Photography: Randy Laybourne
Styling: Jean Monet
Even before moving into their new house in Longueuil with their blended family, homeowners Julie and Stephen knew the old kitchen would have to go. With five children between them, they needed more counter space for meal preparation, a kitchen island for casual dining, and a design that would allow family members to pass through without getting in the way of the cook: Julie.

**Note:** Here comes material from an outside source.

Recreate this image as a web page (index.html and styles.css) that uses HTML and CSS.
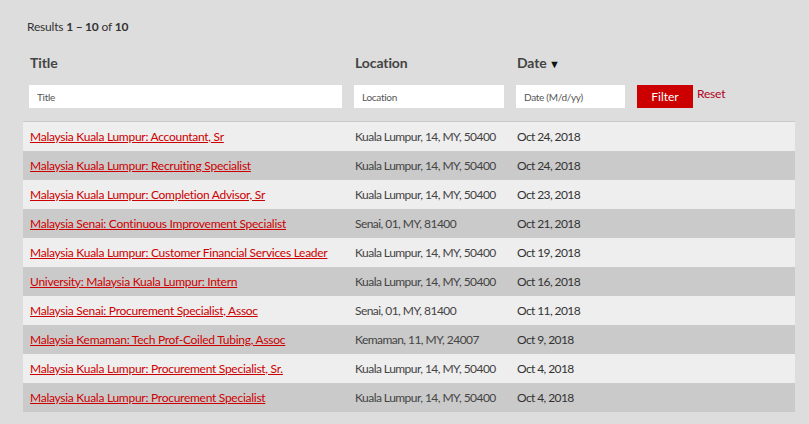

Although the house was relatively new (nine years old), the kitchen layout just didn’t work. The stove, fridge and sink in the old kitchen were positioned on three different sides of the room, making it difficult for cooking, especially when people gathered around the island as they often did. Making matters worse, the kitchen had two archways, one to the adjacent den and the other to the dining room, robbing valuable wall space that could have been used for cabinets. So the couple called in Montreal designer Jean Monet of Monet Interiors and architectural designer Nataly Houle of ArtZone in Ste. Hyacinthe to make it all work.
“Nothing was left but the floor,” says Monet of the four-week kitchen renovation project, which was completed in the autumn of 2017. “It was not a practical design,” he says of the former kitchen.
The goal, he says, was to improve the use of the existing 12-by-21-foot floor space, and the flow between the rooms on the main floor. Monet says Houle is a master at sizing up existing space and redefining its use and function.
She devised a design to remove a small window over the kitchen sink. Although the window looked out on the backyard, pool and patio, it occupied what could have been the only solid wall in the kitchen. Once it was removed, Monet explains, they were able to install a wall of cabinets, including two pantries. The new sink, along with a garbage disposal unit, was installed in a new L-shaped island topped with white Caesarstone quartz. The new location of the sink meant that it, along with the stove and fridge, formed a neat work triangle and they were no longer in the pathways of adjoining rooms.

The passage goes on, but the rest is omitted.